日本的な良さの落とし穴

よく日本の美徳として「細かいことにこだわらない」「過ぎたことは水に流す」「正直」「きまじめ」「親切」「周囲を大事にする」「職人気質」「勤勉」「おおらかさ」「謙虚さ」…等々が言われる。
これは本当なのかどうか分からないが、しかし一般的にある程度はそういうことも言えるのかもしれない。それを言うのは日本人が多いかもしれないが、しかし全く日本人の自慢や自惚れだけとも言い切れないかもしれない。先に挙げたようなことは、なにも日本人だけのことではない。でもなぜかそういうイメージが定着していることも確かかもしれない。触れたように「おおらかさ」も「謙虚さ」も、あるいは「きまじめさ」も勤勉や職人気質も、日本人にある程度は特徴が目立つことなのかもしれないが、もちろんそれは日本人に限ることではなく、最後は個人差のことだ。
ではなぜとくに日本人や日本文化のことになると、こうした日本の美点ーそれは必ず美点と言えるかどうかは言い切れないにしてもー日本人の多くはそう思っているかもしれない。
とくに根拠はないので自分の勝手な思い込みが大きいと思うが…たぶん、これは日本人が外国人の言う、日本の良い部分をとても喜ぶので、褒められて嬉しくなって、有頂天になり、無意識かもしれないが、「ほら外国人が日本や日本人、日本文化のことをこんなによくいっている」…と、そういうのが重なってきた結果のような気がする。繰り返すが、そういうことは日本人だけではないと思う。どの国の人も自分の国や民族性などを良く言われて悪い気はしないだろう。ただ日本人は、それに慣れていないのだと思う。明治維新の近代化で西洋に追いつき追い越せと頑張ってはみたものの、最終的には戦争に敗れた。戦争に負けることは、多くの国民は経験しているだろうが、日本の場合はそれが徹底した敗戦で占領され、そして戦争の加害国となった。それが独立・復興・高度成長を経て、一定の自信と余裕が生まれたのだろう。そこにメディアを中心に在留の外国人ーとくにインテリ層のそれも多くは西洋人の「日本贔屓」の発言を採り上げてテレビなどで放送する。ほかにそういった書籍などの影響もあるだろう。個人でもそうだが、たしかに人間「褒められて悪い気分はしない」「けなされたら良い気分でない」ということはある。それが国民とか民族性といった集団についても言えるとは思う。だが日本人の場合はそれに加えて、西洋コンプレックスと敗戦コンプレックスから、実際の必要以上にそこに敏感になって、社交辞令もビジネス上の利害関係や駆け引き、微妙な国際関係なども、全部ごっちゃになってひとつの大きなイメージを取り入れてしまうのだと思う。

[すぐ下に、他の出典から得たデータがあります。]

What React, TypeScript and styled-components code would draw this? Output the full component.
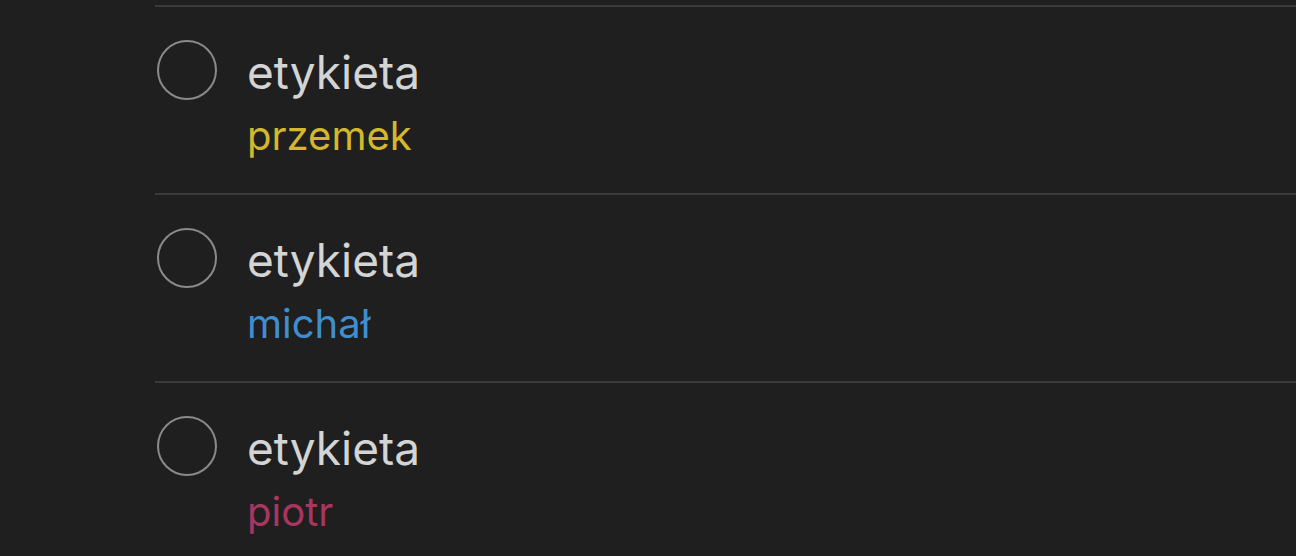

それで、最初に例示したような「日本人の良い部分」というのが、どこまで本気にしていいのかについては慎重な判断が必要だと思うが、それよりもっと注意しなければならないのは、仮にそういう日本人や日本文化の良さがある程度は本当だとして、気をつけるべきなのは、とかく日本人はそれを他国や外国人に押し付ける傾向が強いということだ。

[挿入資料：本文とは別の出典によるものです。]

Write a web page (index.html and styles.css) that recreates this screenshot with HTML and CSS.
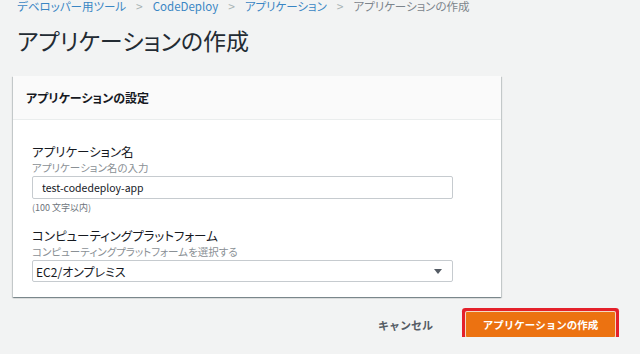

歴史的なことで言えば、満洲事変・日中全面戦争・アジア太平洋戦争と続いた戦争は、基本的にはこの日本人の「日本的な良さの他国への押し付け」が招いたものであったと思う。「日本側は、こんなに妥協し譲歩をしている。それなのに、そちらは全く誠意を示さない」…こういう認識からくる感情が、結局あの戦争を招いたと自分は思っている。そしてそこには「日本人は、おおらかだ」「日本は寛容だ」といった自惚れがあったのだと思う。自分は、日本という国家なり国民性なりが本当に「おおらか」「寛容」「謙虚」かは知らない。そうかもしれないし、そうではないかもしれない。そう言われたらそんな気がしないこともないが、べつに確証があるわけではない。また仮にそうだとしても、それが必ずしも日本だけに特有なことだと言うつもりもない。ただ多くの日本人が、おそらくそのように「思っている」あるいはそのように「思いたい」ーそういう傾向があるのではないだろうか、ということだ。「日本は謙虚なのに、なぜおまえは謙虚でないのか」「日本は寛容なのに、なぜそちらは寛容にならないのだ」ー精神の根底にはこれがあったと思う。
「おおらか」「寛容性」「謙虚さ」を押し付けてしまったら、すでにそれは「おおらか」ではなく「寛容」でもないし「謙虚」でもない。ーこれが日本が、国家としても、国民や民族としても、個人としてもー外国や外国人、他民族に対して最も注意しなければならないことだと思う。そうでないと、相手もこちら側に気をつかい、譲歩をしていてくれているのかもしれない、という基本的なコミュニケーションをとれなくなってしまう。個人の人間関係はもとより、外交関係まで、こういった認識が必要とされていくと思う。